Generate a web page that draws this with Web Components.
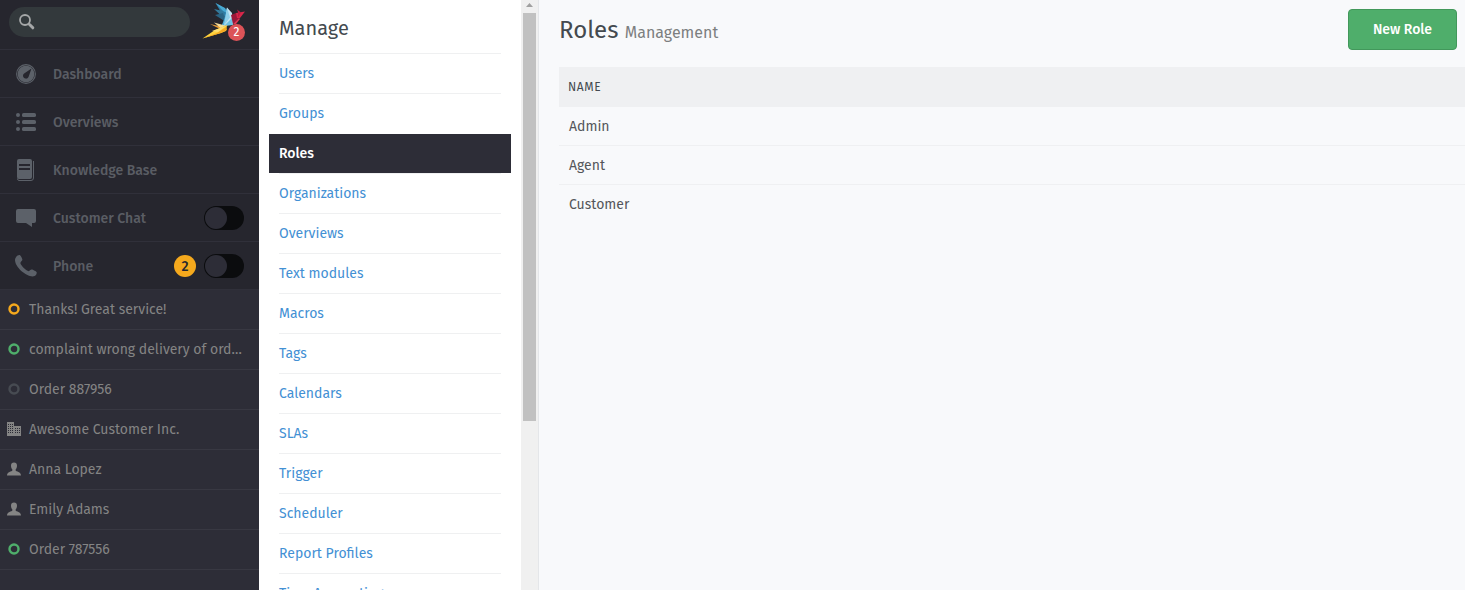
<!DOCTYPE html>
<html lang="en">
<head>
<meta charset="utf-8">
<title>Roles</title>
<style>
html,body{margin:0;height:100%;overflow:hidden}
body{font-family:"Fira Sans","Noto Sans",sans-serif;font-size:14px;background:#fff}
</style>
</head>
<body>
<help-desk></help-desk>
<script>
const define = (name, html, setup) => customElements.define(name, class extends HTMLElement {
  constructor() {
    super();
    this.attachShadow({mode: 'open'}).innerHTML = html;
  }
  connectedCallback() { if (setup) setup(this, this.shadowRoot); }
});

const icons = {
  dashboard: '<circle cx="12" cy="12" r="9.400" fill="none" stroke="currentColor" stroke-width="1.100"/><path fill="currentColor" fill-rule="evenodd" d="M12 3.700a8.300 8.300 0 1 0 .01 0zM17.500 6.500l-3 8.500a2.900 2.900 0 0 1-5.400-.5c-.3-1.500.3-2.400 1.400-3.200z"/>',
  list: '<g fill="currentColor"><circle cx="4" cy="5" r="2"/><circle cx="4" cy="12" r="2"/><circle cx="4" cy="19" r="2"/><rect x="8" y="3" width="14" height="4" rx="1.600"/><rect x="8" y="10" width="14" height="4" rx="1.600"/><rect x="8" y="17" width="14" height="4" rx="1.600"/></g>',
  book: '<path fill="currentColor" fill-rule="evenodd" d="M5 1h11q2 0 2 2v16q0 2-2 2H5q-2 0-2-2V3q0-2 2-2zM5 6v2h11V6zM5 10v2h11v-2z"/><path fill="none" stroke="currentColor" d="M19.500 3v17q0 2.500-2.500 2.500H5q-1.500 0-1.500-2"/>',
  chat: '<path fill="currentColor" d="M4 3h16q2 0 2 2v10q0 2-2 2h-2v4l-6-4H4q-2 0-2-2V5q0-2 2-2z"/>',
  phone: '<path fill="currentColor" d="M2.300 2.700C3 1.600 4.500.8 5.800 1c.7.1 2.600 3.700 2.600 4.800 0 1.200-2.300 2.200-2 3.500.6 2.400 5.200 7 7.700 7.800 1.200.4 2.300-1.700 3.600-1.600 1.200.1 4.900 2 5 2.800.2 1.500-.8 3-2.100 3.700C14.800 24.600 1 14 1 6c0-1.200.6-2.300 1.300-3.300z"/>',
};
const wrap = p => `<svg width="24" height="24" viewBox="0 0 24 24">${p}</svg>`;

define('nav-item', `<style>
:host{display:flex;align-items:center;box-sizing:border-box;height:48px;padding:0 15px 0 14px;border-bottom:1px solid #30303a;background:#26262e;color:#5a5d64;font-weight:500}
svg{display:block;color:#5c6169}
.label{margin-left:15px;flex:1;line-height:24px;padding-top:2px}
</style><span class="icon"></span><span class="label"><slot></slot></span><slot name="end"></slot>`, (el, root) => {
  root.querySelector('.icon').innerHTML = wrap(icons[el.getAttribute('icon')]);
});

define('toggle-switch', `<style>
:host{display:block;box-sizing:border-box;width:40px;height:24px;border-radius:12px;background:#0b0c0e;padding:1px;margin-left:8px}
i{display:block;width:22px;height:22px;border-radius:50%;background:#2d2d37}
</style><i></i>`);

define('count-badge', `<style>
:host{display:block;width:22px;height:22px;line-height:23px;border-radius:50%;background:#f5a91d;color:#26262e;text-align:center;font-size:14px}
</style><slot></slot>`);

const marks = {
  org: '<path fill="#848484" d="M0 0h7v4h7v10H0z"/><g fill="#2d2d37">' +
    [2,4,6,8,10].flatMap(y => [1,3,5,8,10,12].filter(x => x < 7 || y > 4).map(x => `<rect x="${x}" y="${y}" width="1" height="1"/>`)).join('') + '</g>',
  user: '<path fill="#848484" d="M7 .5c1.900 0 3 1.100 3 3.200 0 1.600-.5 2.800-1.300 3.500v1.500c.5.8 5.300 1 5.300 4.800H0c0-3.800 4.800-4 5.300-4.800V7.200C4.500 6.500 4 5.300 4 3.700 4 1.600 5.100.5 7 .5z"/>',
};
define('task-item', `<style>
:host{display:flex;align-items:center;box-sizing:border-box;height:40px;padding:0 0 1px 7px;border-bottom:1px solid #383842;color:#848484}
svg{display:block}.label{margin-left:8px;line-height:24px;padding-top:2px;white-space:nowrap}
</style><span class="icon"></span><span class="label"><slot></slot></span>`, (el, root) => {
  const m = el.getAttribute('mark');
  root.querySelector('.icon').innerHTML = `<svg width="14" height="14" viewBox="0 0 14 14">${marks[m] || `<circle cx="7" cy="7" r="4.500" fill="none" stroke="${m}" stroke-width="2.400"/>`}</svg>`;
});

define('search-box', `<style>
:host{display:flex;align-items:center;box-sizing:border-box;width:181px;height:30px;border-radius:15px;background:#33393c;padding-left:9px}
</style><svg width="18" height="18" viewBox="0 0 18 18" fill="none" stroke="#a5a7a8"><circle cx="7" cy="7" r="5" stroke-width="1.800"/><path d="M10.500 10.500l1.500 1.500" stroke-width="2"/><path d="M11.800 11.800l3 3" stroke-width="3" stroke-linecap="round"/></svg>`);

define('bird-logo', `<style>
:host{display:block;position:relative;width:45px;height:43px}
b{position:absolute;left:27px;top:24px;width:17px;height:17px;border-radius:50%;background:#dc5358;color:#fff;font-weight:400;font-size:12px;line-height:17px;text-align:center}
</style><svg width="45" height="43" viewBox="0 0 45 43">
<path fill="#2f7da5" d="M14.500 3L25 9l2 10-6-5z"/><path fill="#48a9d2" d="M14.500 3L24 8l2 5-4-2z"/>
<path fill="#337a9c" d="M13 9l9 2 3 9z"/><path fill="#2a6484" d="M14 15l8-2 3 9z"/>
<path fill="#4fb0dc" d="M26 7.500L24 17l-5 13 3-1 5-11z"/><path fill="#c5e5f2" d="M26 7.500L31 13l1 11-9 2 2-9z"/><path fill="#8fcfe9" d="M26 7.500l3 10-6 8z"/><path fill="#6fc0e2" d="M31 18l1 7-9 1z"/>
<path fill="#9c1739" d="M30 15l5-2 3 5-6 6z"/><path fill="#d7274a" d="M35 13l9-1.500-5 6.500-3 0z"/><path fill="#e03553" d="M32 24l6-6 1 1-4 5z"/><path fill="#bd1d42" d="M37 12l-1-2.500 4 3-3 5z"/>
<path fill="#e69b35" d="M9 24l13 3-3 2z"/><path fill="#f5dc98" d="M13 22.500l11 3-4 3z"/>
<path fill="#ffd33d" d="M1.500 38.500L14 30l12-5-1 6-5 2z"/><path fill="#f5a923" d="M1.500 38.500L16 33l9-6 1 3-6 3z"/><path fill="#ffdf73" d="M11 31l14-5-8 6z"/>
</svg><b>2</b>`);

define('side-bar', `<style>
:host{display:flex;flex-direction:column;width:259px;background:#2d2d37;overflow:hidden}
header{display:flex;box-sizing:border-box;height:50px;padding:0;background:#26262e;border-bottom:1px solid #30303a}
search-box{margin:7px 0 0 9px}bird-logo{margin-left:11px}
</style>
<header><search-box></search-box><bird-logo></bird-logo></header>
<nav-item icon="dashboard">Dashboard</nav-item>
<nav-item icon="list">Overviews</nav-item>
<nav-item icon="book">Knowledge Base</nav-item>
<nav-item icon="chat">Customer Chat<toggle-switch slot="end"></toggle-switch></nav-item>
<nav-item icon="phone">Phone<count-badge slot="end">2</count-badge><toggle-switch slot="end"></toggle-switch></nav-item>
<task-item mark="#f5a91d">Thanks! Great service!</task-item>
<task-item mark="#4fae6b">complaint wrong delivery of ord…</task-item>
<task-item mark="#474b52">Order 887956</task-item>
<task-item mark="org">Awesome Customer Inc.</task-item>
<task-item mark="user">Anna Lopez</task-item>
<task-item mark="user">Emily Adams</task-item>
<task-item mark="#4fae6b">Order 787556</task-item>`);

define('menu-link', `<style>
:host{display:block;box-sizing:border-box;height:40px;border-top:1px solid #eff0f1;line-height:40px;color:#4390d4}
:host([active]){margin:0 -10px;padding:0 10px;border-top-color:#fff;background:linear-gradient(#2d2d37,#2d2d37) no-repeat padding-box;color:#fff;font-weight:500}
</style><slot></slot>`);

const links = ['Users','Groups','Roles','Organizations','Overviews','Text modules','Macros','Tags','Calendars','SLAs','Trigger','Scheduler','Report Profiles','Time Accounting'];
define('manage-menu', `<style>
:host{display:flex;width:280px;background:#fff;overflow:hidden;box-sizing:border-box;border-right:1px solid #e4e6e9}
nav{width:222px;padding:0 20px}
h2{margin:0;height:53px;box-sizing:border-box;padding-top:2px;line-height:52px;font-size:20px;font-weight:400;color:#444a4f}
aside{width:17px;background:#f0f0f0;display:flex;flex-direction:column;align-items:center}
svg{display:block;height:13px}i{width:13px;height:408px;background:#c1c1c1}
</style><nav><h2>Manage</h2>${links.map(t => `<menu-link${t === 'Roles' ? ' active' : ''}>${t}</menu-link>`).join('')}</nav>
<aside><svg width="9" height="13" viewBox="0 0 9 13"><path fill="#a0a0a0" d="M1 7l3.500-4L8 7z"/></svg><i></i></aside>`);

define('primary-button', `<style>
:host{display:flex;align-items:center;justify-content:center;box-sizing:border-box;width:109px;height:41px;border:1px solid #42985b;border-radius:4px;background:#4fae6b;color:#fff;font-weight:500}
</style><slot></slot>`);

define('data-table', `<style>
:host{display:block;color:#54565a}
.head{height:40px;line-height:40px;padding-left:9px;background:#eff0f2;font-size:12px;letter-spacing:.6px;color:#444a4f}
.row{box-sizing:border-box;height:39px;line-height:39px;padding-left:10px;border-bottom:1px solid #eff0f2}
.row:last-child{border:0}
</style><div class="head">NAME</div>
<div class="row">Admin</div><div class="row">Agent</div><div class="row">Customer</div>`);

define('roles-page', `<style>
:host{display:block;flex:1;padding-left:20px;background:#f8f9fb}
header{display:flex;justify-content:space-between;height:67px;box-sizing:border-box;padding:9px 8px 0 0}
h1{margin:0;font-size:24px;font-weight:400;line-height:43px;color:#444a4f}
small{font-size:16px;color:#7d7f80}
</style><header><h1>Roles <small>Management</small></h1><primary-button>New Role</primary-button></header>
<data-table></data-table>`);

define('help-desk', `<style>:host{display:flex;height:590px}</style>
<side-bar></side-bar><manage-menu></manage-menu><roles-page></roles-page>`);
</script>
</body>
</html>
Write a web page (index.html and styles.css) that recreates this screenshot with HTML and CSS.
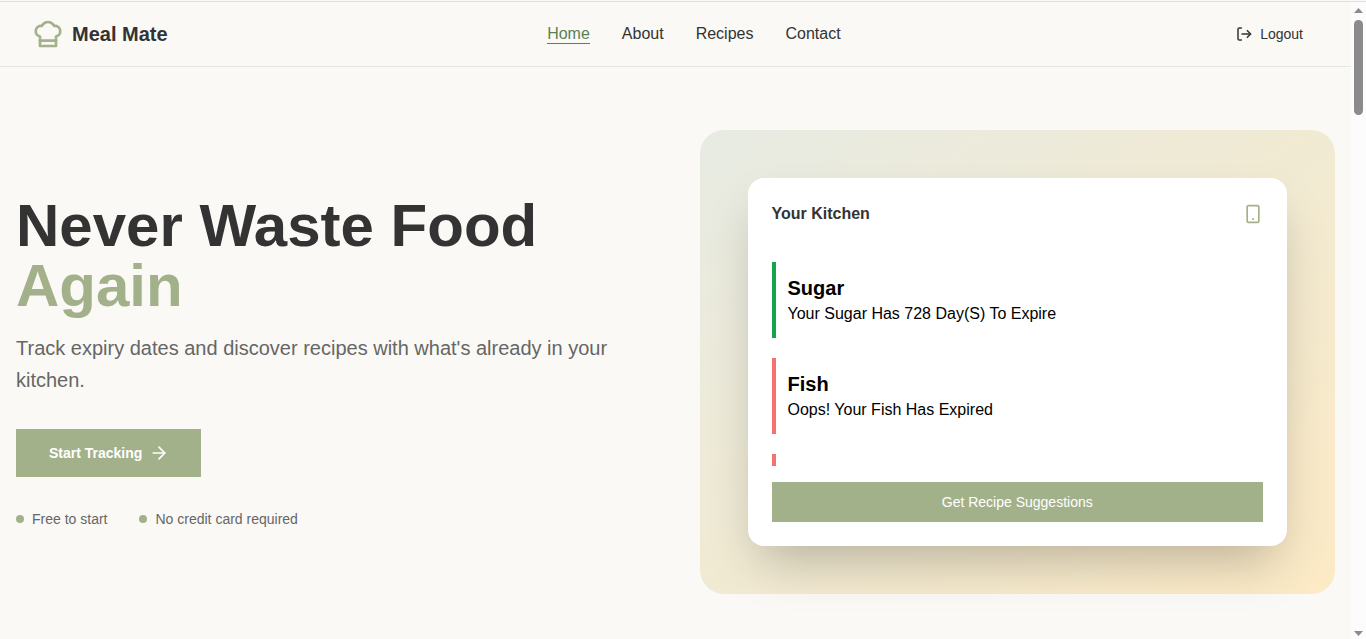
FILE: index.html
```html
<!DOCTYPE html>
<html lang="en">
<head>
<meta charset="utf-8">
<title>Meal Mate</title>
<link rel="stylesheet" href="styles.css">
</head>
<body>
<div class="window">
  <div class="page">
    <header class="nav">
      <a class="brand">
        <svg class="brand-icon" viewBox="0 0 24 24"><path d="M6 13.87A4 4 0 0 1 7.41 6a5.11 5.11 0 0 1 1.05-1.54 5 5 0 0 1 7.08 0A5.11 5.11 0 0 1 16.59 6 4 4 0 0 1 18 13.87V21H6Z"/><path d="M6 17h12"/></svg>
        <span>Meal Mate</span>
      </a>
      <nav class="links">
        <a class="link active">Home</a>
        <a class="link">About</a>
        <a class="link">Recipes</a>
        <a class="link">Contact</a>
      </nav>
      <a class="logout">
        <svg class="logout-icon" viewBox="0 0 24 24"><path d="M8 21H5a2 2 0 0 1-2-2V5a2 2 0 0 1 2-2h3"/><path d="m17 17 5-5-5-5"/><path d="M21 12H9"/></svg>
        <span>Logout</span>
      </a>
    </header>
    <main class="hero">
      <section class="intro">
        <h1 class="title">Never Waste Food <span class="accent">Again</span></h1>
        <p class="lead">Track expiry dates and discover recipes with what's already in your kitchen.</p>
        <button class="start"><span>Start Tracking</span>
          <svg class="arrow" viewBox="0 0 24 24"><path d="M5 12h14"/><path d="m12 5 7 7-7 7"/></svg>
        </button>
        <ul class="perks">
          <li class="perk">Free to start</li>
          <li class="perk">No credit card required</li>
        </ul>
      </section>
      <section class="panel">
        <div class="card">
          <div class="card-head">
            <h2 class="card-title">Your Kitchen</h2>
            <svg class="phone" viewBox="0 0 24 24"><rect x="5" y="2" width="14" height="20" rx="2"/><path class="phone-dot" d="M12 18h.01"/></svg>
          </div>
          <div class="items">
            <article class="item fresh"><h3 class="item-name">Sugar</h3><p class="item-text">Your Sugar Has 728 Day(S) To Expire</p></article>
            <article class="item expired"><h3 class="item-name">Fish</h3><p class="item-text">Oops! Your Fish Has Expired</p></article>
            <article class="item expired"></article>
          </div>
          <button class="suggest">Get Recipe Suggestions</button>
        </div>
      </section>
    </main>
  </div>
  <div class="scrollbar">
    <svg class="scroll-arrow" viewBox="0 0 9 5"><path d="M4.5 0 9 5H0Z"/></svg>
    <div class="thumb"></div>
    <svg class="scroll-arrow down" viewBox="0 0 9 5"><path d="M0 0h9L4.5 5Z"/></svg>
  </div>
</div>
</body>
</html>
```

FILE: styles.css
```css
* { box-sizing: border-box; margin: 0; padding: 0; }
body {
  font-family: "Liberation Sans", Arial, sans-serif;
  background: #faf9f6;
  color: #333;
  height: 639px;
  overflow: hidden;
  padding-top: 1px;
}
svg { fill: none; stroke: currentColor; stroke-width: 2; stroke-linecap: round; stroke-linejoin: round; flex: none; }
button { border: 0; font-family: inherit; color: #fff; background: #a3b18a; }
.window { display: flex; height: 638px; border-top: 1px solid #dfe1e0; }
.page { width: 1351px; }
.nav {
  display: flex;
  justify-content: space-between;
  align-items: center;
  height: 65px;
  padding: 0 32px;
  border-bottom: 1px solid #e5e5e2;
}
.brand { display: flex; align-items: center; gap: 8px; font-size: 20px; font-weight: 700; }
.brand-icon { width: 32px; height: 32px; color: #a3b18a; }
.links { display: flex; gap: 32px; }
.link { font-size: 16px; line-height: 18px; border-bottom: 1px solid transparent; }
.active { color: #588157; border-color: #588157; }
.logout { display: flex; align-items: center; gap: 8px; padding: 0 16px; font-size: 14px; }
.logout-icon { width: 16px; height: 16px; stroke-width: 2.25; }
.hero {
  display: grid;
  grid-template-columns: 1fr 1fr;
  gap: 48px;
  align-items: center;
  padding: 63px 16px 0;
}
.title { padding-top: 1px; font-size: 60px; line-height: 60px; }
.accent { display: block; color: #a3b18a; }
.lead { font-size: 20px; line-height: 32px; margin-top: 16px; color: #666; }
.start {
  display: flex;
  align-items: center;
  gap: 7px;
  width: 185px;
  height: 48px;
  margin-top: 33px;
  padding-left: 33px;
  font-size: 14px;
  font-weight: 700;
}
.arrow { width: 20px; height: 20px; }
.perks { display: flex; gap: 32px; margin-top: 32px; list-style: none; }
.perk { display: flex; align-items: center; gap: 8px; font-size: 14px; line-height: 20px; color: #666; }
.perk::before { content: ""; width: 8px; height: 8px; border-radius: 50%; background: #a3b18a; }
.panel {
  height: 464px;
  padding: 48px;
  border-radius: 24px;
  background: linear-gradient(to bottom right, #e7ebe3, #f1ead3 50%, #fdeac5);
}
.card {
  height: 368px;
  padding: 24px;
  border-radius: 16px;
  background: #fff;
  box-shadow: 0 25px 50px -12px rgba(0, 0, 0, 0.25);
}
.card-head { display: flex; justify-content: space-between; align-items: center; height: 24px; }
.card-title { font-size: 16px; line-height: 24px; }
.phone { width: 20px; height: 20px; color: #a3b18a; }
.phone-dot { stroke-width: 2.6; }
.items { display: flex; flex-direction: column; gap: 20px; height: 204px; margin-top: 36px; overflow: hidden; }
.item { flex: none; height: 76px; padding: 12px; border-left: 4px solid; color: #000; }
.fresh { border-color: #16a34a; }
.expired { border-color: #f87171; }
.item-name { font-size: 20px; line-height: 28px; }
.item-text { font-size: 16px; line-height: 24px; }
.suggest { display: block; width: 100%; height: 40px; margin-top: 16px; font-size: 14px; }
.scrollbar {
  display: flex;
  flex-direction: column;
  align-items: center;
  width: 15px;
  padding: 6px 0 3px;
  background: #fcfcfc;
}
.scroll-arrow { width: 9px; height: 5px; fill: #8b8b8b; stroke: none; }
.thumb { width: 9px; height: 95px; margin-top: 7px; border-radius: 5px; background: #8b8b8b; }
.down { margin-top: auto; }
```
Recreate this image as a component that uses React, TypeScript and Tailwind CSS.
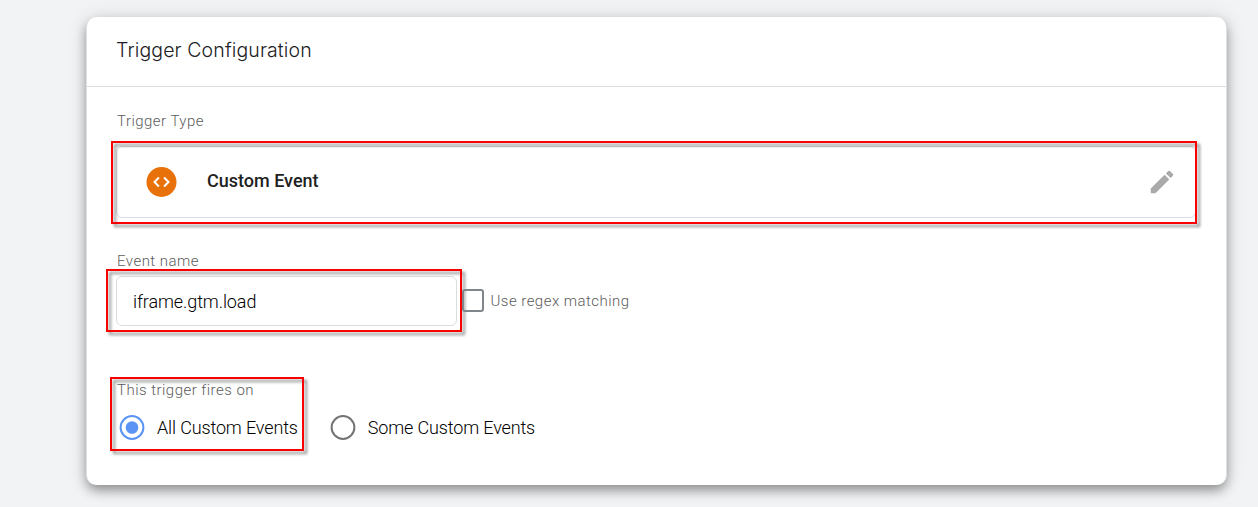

Task to carry out:
Report how many lines in the listing above include the word "page". Give nothing but the number.

Written response:
6